Anglican Leader to Hold Rare Meeting with Pope
By Paul Majendie
Reuters
March 23, 2006
LONDON (Reuters) - Anglican leader Rowan Williams is to visit Pope Benedict in the Vatican as the world's two largest organized churches battle to bridge their differences over homosexuality.
The visit later this year will mark the 40th anniversary of Archbishop of Canterbury Michael Ramsey's historic meeting with Pope Paul VI in 1966.
That was the first formal meeting between the heads of the two churches since England's King Henry VIII broke with Rome in the 16th Century.
"My visit this autumn is an opportunity to continue that rich tradition of visits between Canterbury and Rome," said Williams, struggling to avoid schism in his own church over the ordination in America of openly gay bishop Gene Robinson.

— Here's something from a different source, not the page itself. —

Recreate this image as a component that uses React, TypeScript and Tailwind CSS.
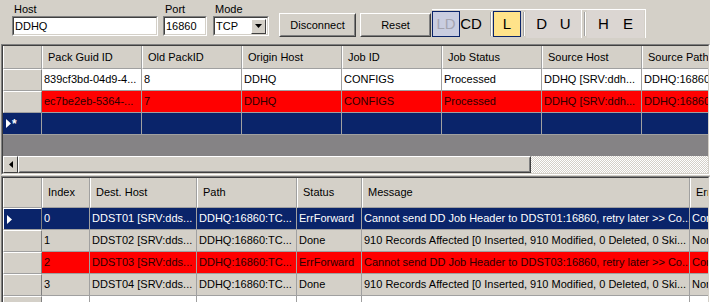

The blessing of same-sex unions in Canada's Anglican Church and moves to ordinate women bishops in the Church of England are two other issues that could drive Protestants and Catholics further apart.
"We are living in an ecumenical winter," admitted former Archbishop of Canterbury George Carey who visited Pope John Paul six times.
"It has got even icier since the American church's decision to consecrate Gene Robinson which goes completely against the Catholic position and the historic position of the Anglican communion as well," he told the Times.
Carey hoped the personal chemistry between Williams and Pope Benedict would help to mend bridges.
The Roman Catholic Church, which accounts for just over half of the world's 2 billion Christians, has been working since the Second Vatican Council (1962-1965) with its "separated brothers" to try to overcome the splits in Christianity.
While the differences are too great to draw everyone in under one roof, Benedict advocates "unity in diversity" that could bring Christian churches closer together.
But the contrast between the way the two Churches are run remains an ecumenical headache for both leaders.
Headquartered in the Vatican, the Catholic Church is run like a monarchy led by a powerful Pope atop a descending pyramid of cardinals, archbishops and bishops around the world.
Anglicanism, which dates to Henry's break with Rome, built up a much looser structure of 38 churches around the world. It now has 77 million members.
Williams, "first among equals" with moral authority but no legal power, has bemoaned the way the gay bishops row is tearing his church apart and acknowledged this week there might come a moment when the Anglican Communion says "We can't continue like this."